Requirement | Extract everything from the first line through the line with "outlines ---------- */", both ends included, except for any pictures.

☆ ☆ ☆ ☆ ☆ ☆ ☆

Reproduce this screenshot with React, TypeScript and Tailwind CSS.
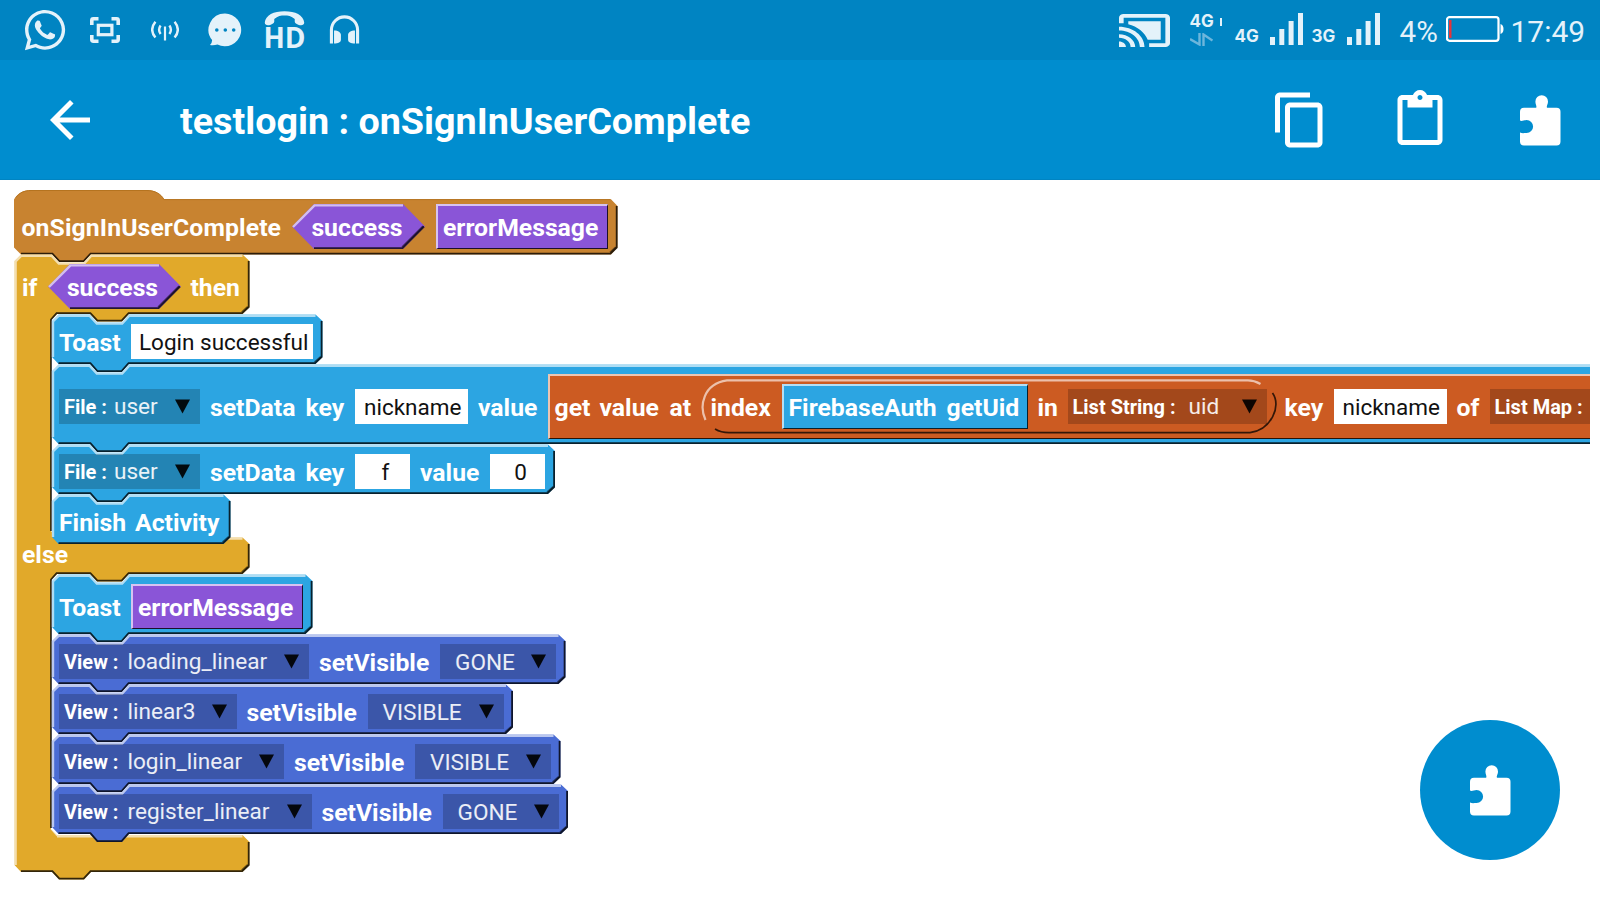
import type { ReactNode } from "react";
import { FaWhatsapp } from "react-icons/fa";

const EDGE = 7;
const NOTCH = 8;

const COLORS = {
  blue: "#2ca5e2",
  view: "#4a6cd4",
  event: "#c88330",
  control: "#e1a92a",
};

/* ---------- block outlines ---------- */

function StackShape({ w, h, fill, last }: { w: number; h: number; fill: string; last?: boolean }) {
  const nub = last ? "" : `H77L70 ${h + NOTCH}H45L38 ${h}`;
  const nubLine = last ? "" : `H76.6L69.6 ${h + NOTCH - 0.9}H45.4L38.4 ${h - 0.9}`;
  return (
    <svg className="absolute left-0 top-0 overflow-visible" width={w} height={h} fill="none">
      <path
        fill={fill}
        d={`M0 ${EDGE}L6.5 0.5H38L45 ${NOTCH + 0.5}H70L77 0.5H${w - EDGE}L${w} ${EDGE}V${h - EDGE}L${w - EDGE} ${h}${nub}H6.5L0 ${h - EDGE}Z`}
      />
      <path
        stroke="#fff"
        strokeOpacity="0.62"
        strokeWidth="2.4"
        d={`M1 ${h - EDGE}V7.5L6.8 1.7H37.5L44.8 9.5H70.2L77.3 1.7H${w - EDGE}`}
      />
      <path
        stroke="#000"
        strokeOpacity="0.8"
        strokeWidth="1.8"
        d={`M${w - 0.9} ${EDGE}V${h - EDGE}L${w - EDGE - 0.4} ${h - 0.9}${nubLine}H6.5`}
      />
      <path stroke="#000" strokeOpacity="0.5" strokeWidth="1.6" d={`M${w - 1.8} ${h - EDGE - 0.5}L${w - EDGE - 1} ${h - 2}`} />
    </svg>
  );
}

function HatShape() {
  return (
    <svg className="absolute left-0 top-0 overflow-visible" width="603" height="64" fill="none">
      <path
        fill={COLORS.event}
        d="M0 9.5C3 4 9 0 17 0H133C141 0 147 4 150 9.2H597L603.5 16V57.5L597 64.5H77L70 72H45L38 64.5H7L0 57.5Z"
      />
      <path stroke="#b5731f" strokeWidth="1" d="M2 7.5C5 3 10 .5 17 .5H133C141 .5 147 4 150 9.6H596.5" />
      <path
        stroke="#000"
        strokeOpacity="0.78"
        strokeWidth="1.8"
        d="M602.7 16V57.5L596.5 63.6H76.6L69.6 71.1H45.4L38.4 63.6H7"
      />
      <path stroke="#000" strokeOpacity="0.5" strokeWidth="1.6" d="M601.7 57L596 62.4" />
    </svg>
  );
}

function IfElseShape() {
  return (
    <svg className="absolute left-0 top-0 overflow-visible" width="236" height="618" fill="none">
      <path
        fill={COLORS.control}
        d="M0.5 7L7 0.5H38L45 8.5H70L77 0.5H228.500L235.500 7V53L228.500 60H115L108 67.500H83L76 60H43L37 66V277L43 283.500H228.500L235.500 290V313L228.500 320H115L108 327.500H83L76 320H43L37 326V575L43 581H228.500L235.500 588V611L228.500 618H77L70 625.500H45L38 618H7L0.500 611Z"
      />
      <path
        stroke="#fff"
        strokeOpacity="0.62"
        strokeWidth="2.4"
        d="M1.6 611V7.5L7.3 1.7H37.5L44.8 9.5H70.2L77.3 1.7H228.5M43 284.6H228.5M37.5 574.5L43.5 581.5M43 582.2H228.5"
      />
      <path
        stroke="#000"
        strokeOpacity="0.78"
        strokeWidth="1.8"
        d="M234.7 7V53L228.2 59.2H114.6L107.6 66.6H83.4L76.4 59.2H42.6L37 65.5V277M234.7 290V313L228.2 319.2H114.6L107.6 326.6H83.4L76.4 319.2H42.6L37 325.5V574M234.7 588V611L228.2 617.2H76.6L69.6 624.6H45.4L38.4 617.2H7"
      />
      <path stroke="#000" strokeOpacity="0.5" strokeWidth="1.6" d="M233.7 52.6L227.7 58.2M233.7 312.6L227.7 318.2M233.7 610.6L227.7 616.2" />
    </svg>
  );
}

/* ---------- block parts ---------- */

function Label({ className = "", children }: { className?: string; children: ReactNode }) {
  return (
    <span className={`shrink-0 pt-px whitespace-nowrap text-[24.75px] leading-[35px] font-bold text-white ${className}`}>
      {children}
    </span>
  );
}

function Field({ className = "", children }: { className?: string; children: ReactNode }) {
  return (
    <span className={`h-[35px] shrink-0 bg-white whitespace-nowrap text-[22.5px] leading-[36px] text-[#111] ${className}`}>
      {children}
    </span>
  );
}

function Triangle() {
  return (
    <svg width="15" height="15" viewBox="0 0 15 15" className="mt-[-1px] shrink-0">
      <path d="M0 .5H15L7.5 14.5Z" fill="#000" fillOpacity="0.92" />
    </svg>
  );
}

function Dropdown({ className = "", gap = "gap-[9px]", kind, value }: { className?: string; gap?: string; kind?: string; value?: string }) {
  return (
    <span className={`flex h-[35px] shrink-0 items-center justify-between bg-black/20 pr-[10px] pl-[5px] whitespace-nowrap ${className}`}>
      <span className={`flex items-baseline pt-px ${gap}`}>
        {kind && <span className="text-[20px] leading-[35px] font-bold text-white">{kind}</span>}
        <span className="text-[22.6px] leading-[35px] text-white/90">{value}</span>
      </span>
      <Triangle />
    </span>
  );
}

function Plate({ className = "", children }: { className?: string; children: ReactNode }) {
  return (
    <span
      className={`flex h-[45px] shrink-0 items-center border-t-2 border-r border-b border-l-2 border-t-white/65 border-r-black/80 border-b-black/80 border-l-white/65 pb-px ${className}`}
    >
      {children}
    </span>
  );
}

function Hexagon({ className = "", children }: { className?: string; children: ReactNode }) {
  return (
    <span className={`relative flex h-[45px] w-[133px] shrink-0 items-center justify-center ${className}`}>
      <svg className="absolute inset-0" width="133" height="45" fill="none">
        <path fill="#8a55d7" d="M0 22.5L22 0H111L133 22.5L111 45H22Z" />
        <path stroke="#fff" strokeOpacity="0.62" strokeWidth="2.4" d="M1 23L22.5 1.4H111" />
        <path stroke="#000" strokeOpacity="0.75" strokeWidth="1.8" d="M132 22.5L110.6 44.1H22" />
        <path stroke="#000" strokeOpacity="0.55" strokeWidth="1.5" d="M131 22L110 43" />
      </svg>
      <Label className="relative pr-[3px]">{children}</Label>
    </span>
  );
}

interface BlockProps {
  w: number;
  h: number;
  fill: string;
  className: string;
  last?: boolean;
  children: ReactNode;
}

function Block({ w, h, fill, className, last, children }: BlockProps) {
  return (
    <div className={`relative shrink-0 ${className}`}>
      <StackShape w={w} h={h} fill={fill} last={last} />
      <div className="relative flex h-full items-center pt-[10px] pb-[5px] pl-[7px]">{children}</div>
    </div>
  );
}

function SetVisible({ view, viewClass, state, stateClass, w }: { view: string; viewClass: string; state: string; stateClass: string; w: number }) {
  return (
    <Block w={w} h={50} fill={COLORS.view} className="h-[50px]">
      <Dropdown kind="View :" value={view} className={viewClass} />
      <Label className="ml-[10px] w-[121px]">setVisible</Label>
      <Dropdown value={state} className={stateClass} />
    </Block>
  );
}

/* ---------- icons ---------- */

function PuzzleIcon() {
  return (
    <svg width="41" height="51" viewBox="0 0 41 51" fill="#fff">
      <path d="M4 12.7H16.2C17 11 15.4 9.6 15.4 6.5A6.3 6.3 0 0 1 28 6.5C28 9.6 26.2 11 27 12.7H36.5A4 4 0 0 1 40.5 16.7V46.5A4 4 0 0 1 36.5 50.5H4A4 4 0 0 1 0 46.5V37.4C2 38.6 4 38 6.6 38A6.4 6.4 0 0 0 6.6 25C4 25 2 26.6 0 25.6V16.7A4 4 0 0 1 4 12.7Z" />
    </svg>
  );
}

function SignalBars() {
  return (
    <svg width="33" height="32" viewBox="0 0 33 32" fill="#e4f2fa">
      <path d="M0 24H5V32H0ZM9.3 16H14.3V32H9.3ZM18.6 8H23.6V32H18.6ZM28 0H33V32H28Z" />
    </svg>
  );
}

function StatusBar() {
  return (
    <header className="flex h-[60px] items-start justify-between bg-[#0084c2] text-[#e4f2fa]">
      <div className="flex h-[60px] items-center">
        <FaWhatsapp className="ml-[22px] size-[46px]" />
        <svg className="ml-[22px]" width="30" height="26" viewBox="0 0 30 26" fill="none" stroke="#e4f2fa" strokeWidth="3.6">
          <path d="M1.8 8V3.4Q1.8 1.8 3.4 1.8H8.5M21.5 1.8H26.6Q28.2 1.8 28.2 3.4V8M28.2 18V22.6Q28.2 24.2 26.6 24.2H21.5M8.5 24.2H3.4Q1.8 24.2 1.8 22.6V18" />
          <rect x="8.3" y="8.3" width="13.6" height="9.4" strokeWidth="3.2" />
        </svg>
        <svg className="ml-[31px] mt-[2px]" width="28" height="20" viewBox="0 0 28 20" fill="none" stroke="#e4f2fa" strokeWidth="2.4">
          <path d="M14 5.5V19.5" strokeWidth="2.2" />
          <path d="M9.6 4.5Q6.6 8.8 9.6 13M18.4 4.5Q21.4 8.8 18.4 13M4.4 .8Q-2 8.8 4.4 16.6M23.6 .8Q30 8.8 23.6 16.6" />
        </svg>
        <svg className="ml-[29px]" width="34" height="34" viewBox="0 0 34 34">
          <path fill="#e4f2fa" d="M17 .5A16.4 16.4 0 1 1 9.5 31.6Q5.5 32.6 2 32Q4.2 29.8 4.1 27.1A16.4 16.4 0 0 1 17 .5Z" />
          <g fill="#0084c2">
            <circle cx="8.8" cy="17" r="1.8" />
            <circle cx="17.3" cy="17" r="1.8" />
            <circle cx="25.7" cy="17" r="1.8" />
          </g>
        </svg>
        <div className="relative ml-[22px] flex h-[40px] w-[41px] items-end justify-center overflow-visible pb-[2px]">
          <svg className="absolute top-0 left-0" width="41" height="16" viewBox="0 0 42 16" fill="#e4f2fa">
            <path d="M.8 12.5C1.5 5 10 1 21 1S40.500 5 41.200 12.500C41.200 14.500 39.800 15.300 38 15.300C35 15.300 31.500 13.500 31.500 11.500V9C28 6 24.500 5.500 21 5.500S14 6 10.500 9V11.500C10.500 13.500 7 15.300 4 15.300C2.200 15.300 .8 14.500 .8 12.500Z" />
          </svg>
          <span className="font-['Open_Sans'] text-[28px] leading-[22px] font-bold">HD</span>
        </div>
        <svg className="ml-[24px]" width="31" height="30" viewBox="0 0 32 30">
          <path fill="none" stroke="#e4f2fa" strokeWidth="3.2" d="M2.5 29V15A13.500 13.500 0 0 1 29.500 15V29" />
          <path fill="#e4f2fa" d="M5.200 15.500C9.500 15.500 12.300 17.500 12.300 20V25C12.300 27.500 9.500 29 5.200 29ZM26.800 15.500C22.500 15.500 19.700 17.500 19.700 20V25C19.700 27.500 22.500 29 26.800 29Z" />
        </svg>
      </div>

      <div className="flex h-[60px] items-start pr-[15px]">
        <svg className="mt-[14px]" width="51" height="33" viewBox="1 3 22 18" preserveAspectRatio="none" fill="#e4f2fa">
          <path d="M1 18v3h3c0-1.66-1.34-3-3-3zm0-4v2c2.760 0 5 2.240 5 5h2c0-3.870-3.130-7-7-7zm18-7H5v1.630c3.960 1.280 7.090 4.410 8.370 8.370H19V7zM1 10v2c4.970 0 9 4.030 9 9h2c0-6.080-4.930-11-11-11zm20-7H3c-1.100 0-2 .9-2 2v3h2V5h18v14h-7v2h7c1.100 0 2-.9 2-2V5c0-1.100-.9-2-2-2z" />
        </svg>
        <div className="mt-[13px] ml-[20px] w-[45px]">
          <div className="flex items-center gap-[6px]">
            <span className="font-['Inter'] text-[17px] leading-[17px] font-bold">4G</span>
            <span className="h-[8px] w-[2px] bg-[#e4f2fa]" />
          </div>
          <svg className="mt-[3px]" width="23" height="13" viewBox="0 0 23 13" fill="none" stroke="#6db6dc" strokeWidth="2.400">
            <path d="M0 6L9.500 11.500V0M13.500 13V1.500L22.500 7.500" />
          </svg>
        </div>
        <span className="mt-[28px] w-[35px] font-['Inter'] text-[17px] leading-[17px] font-bold">4G</span>
        <div className="mt-[13px]">
          <SignalBars />
        </div>
        <span className="mt-[28px] ml-[9px] w-[35px] font-['Inter'] text-[17px] leading-[17px] font-bold">3G</span>
        <div className="mt-[13px]">
          <SignalBars />
        </div>
        <span className="mt-[14px] ml-[20px] w-[46px] text-[29.500px] leading-[36px]">4%</span>
        <svg className="mt-[16px]" width="58" height="26" viewBox="0 0 58 26" fill="none">
          <rect x="1" y="1.200" width="51.500" height="23.600" rx="2.500" stroke="#fff" strokeWidth="2.200" />
          <rect x="3" y="4" width="2.500" height="18" fill="#e5343a" />
          <path d="M54.500 8Q57.500 9 57.500 13T54.500 18Z" fill="#fff" />
        </svg>
        <span className="mt-[14px] ml-[7px] text-[29.900px] leading-[36px]">17:49</span>
      </div>
    </header>
  );
}

function AppBar() {
  return (
    <nav className="flex h-[120px] items-center border-b border-[#0084c2] bg-[#008dcf]">
      <svg className="mt-px ml-[40px]" width="60" height="60" viewBox="0 0 24 24" fill="#fff">
        <path d="M20 11H7.830l5.590-5.590L12 4l-8 8 8 8 1.410-1.410L7.830 13H20v-2z" />
      </svg>
      <h1 className="ml-[80px] flex-1 pt-[3px] text-[37.700px] leading-[60px] font-bold text-white">testlogin : onSignInUserComplete</h1>
      <svg className="mt-px" width="60" height="60" viewBox="0 0 24 24" fill="#fff">
        <path d="M16 1H4c-1.100 0-2 .9-2 2v14h2V3h12V1zm3 4H8c-1.100 0-2 .9-2 2v14c0 1.100.9 2 2 2h11c1.100 0 2-.9 2-2V7c0-1.100-.9-2-2-2zm0 16H8V7h11v14z" />
      </svg>
      <svg className="mt-px ml-[60px]" width="60" height="60" viewBox="0 0 24 24" fill="#fff">
        <path d="M19 2h-4.180C14.400.84 13.300 0 12 0c-1.300 0-2.400.84-2.820 2H5c-1.100 0-2 .9-2 2v16c0 1.100.9 2 2 2h14c1.100 0 2-.9 2-2V4c0-1.100-.9-2-2-2zm-7 0c.55 0 1 .45 1 1s-.45 1-1 1-1-.45-1-1 .45-1 1-1zm7 18H5V4h2v3h10V4h2v16z" />
      </svg>
      <div className="mt-[2px] mr-[39px] ml-[70px]">
        <PuzzleIcon />
      </div>
    </nav>
  );
}

/* ---------- the list lookup nested inside the wide block ---------- */

function GetValueAt() {
  return (
    <span className="flex h-[65px] w-[1300px] shrink-0 items-center border-t-2 border-b border-l-2 border-t-white/65 border-b-black/80 border-l-white/65 bg-[#cc5b22] pb-px pl-[5px]">
      <Label className="w-[45px]">get</Label>
      <Label className="w-[70px]">value</Label>
      <Label className="w-[31px]">at</Label>
      <span className="relative flex h-[55px] w-[576px] shrink-0 items-center pl-[10px]">
        <svg className="absolute inset-0" width="576" height="55" fill="none">
          <path stroke="#fff" strokeOpacity="0.62" strokeWidth="2.200" d="M4.500 41C-2 27 2 5 26 1.400H547Q553 1.400 559.500 5" />
          <path stroke="#000" strokeOpacity="0.75" strokeWidth="1.700" d="M14 50Q20 53.700 28 53.700H549C570 51 581 27 571.500 14" />
        </svg>
        <Label className="relative w-[71px]">index</Label>
        <Plate className="relative w-[246px] bg-[#2ca5e2] pl-[5px]">
          <Label className="w-[158px]">FirebaseAuth</Label>
          <Label>getUid</Label>
        </Plate>
        <Label className="relative ml-[10px] w-[30px]">in</Label>
        <Dropdown kind="List String :" value="uid" gap="gap-[13px]" className="relative w-[199px]" />
      </span>
      <Label className="ml-[8px] w-[49px]">key</Label>
      <Field className="w-[113px] pl-[9px]">nickname</Field>
      <Label className="ml-[10px] w-[33px]">of</Label>
      <Dropdown kind="List Map :" value="" className="w-[240px]" />
    </span>
  );
}

function Workspace() {
  return (
    <section className="flex h-[720px] w-[1590px] flex-col overflow-hidden pt-[10px] pl-[14px]">
      <div className="relative h-[64px] shrink-0">
        <HatShape />
        <div className="relative flex h-full items-center pt-[14px] pb-[5px] pl-[7.500px]">
          <Label className="w-[270.500px] tracking-[0.11px]">onSignInUserComplete</Label>
          <Hexagon>success</Hexagon>
          <Plate className="ml-[11px] w-[171.500px] bg-[#8a55d7] pl-[5px]">
            <Label>errorMessage</Label>
          </Plate>
        </div>
      </div>

      <div className="relative shrink-0">
        <IfElseShape />
        <div className="relative flex h-[60px] items-center pt-[10px] pb-[5px] pl-[8px]">
          <Label className="w-[25.500px]">if</Label>
          <Hexagon>success</Hexagon>
          <Label className="ml-[10px]">then</Label>
        </div>

        <div className="flex h-[230px] flex-col pl-[38px]">
          <Block w={270.500} h={50} fill={COLORS.blue} className="h-[50px]">
            <Label className="w-[72px]">Toast</Label>
            <Field className="w-[182px] pl-[8px]">Login successful</Field>
          </Block>
          <Block w={1700} h={80} fill={COLORS.blue} className="h-[80px]">
            <Dropdown kind="File :" value="user" gap="gap-[7px]" className="w-[141px]" />
            <Label className="ml-[10px] w-[95.500px]">setData</Label>
            <Label className="w-[49.500px]">key</Label>
            <Field className="w-[113px] pl-[9px]">nickname</Field>
            <Label className="ml-[10px] w-[69.500px]">value</Label>
            <GetValueAt />
          </Block>
          <Block w={503} h={50} fill={COLORS.blue} className="h-[50px]">
            <Dropdown kind="File :" value="user" gap="gap-[7px]" className="w-[141px]" />
            <Label className="ml-[10px] w-[95.500px]">setData</Label>
            <Label className="w-[49.500px]">key</Label>
            <Field className="w-[55px] pl-[6px] text-center">f</Field>
            <Label className="ml-[10px] w-[70px]">value</Label>
            <Field className="w-[55px] pl-[6px] text-center">0</Field>
          </Block>
          <Block w={178.500} h={50} fill={COLORS.blue} className="h-[50px]" last>
            <Label className="w-[76px]">Finish</Label>
            <Label>Activity</Label>
          </Block>
        </div>

        <div className="relative flex h-[30px] items-start pl-[8px]">
          <Label className="-mt-[8px]">else</Label>
        </div>

        <div className="flex h-[260px] flex-col pl-[38px]">
          <Block w={260.500} h={60} fill={COLORS.blue} className="h-[60px]">
            <Label className="w-[72px]">Toast</Label>
            <Plate className="w-[171.500px] bg-[#8a55d7] pl-[5px]">
              <Label>errorMessage</Label>
            </Plate>
          </Block>
          <SetVisible w={513.5} view="loading_linear" viewClass="w-[250px]" state="GONE" stateClass="w-[116px] pl-[15px]" />
          <SetVisible w={461} view="linear3" viewClass="w-[177.500px]" state="VISIBLE" stateClass="w-[136px] pl-[15px]" />
          <SetVisible w={508.5} view="login_linear" viewClass="w-[225px]" state="VISIBLE" stateClass="w-[136px] pl-[15px]" />
          <SetVisible w={516} view="register_linear" viewClass="w-[252.500px]" state="GONE" stateClass="w-[116px] pl-[15px]" />
        </div>
      </div>
    </section>
  );
}

export default function App() {
  return (
    <div className="relative h-[900px] w-[1600px] overflow-hidden bg-white font-['Roboto',sans-serif]">
      <StatusBar />
      <AppBar />
      <Workspace />
      <button className="absolute right-[40px] bottom-[40px] flex size-[140px] items-center justify-center rounded-full bg-[#008dcf] pl-[1px]">
        <PuzzleIcon />
      </button>
    </div>
  );
}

☆ ☆ ☆ ☆ ☆ ☆ ☆

Worked answer |
Reproduce this screenshot with React, TypeScript and Tailwind CSS.
import type { ReactNode } from "react";
import { FaWhatsapp } from "react-icons/fa";

const EDGE = 7;
const NOTCH = 8;

const COLORS = {
  blue: "#2ca5e2",
  view: "#4a6cd4",
  event: "#c88330",
  control: "#e1a92a",
};

/* ---------- block outlines ---------- */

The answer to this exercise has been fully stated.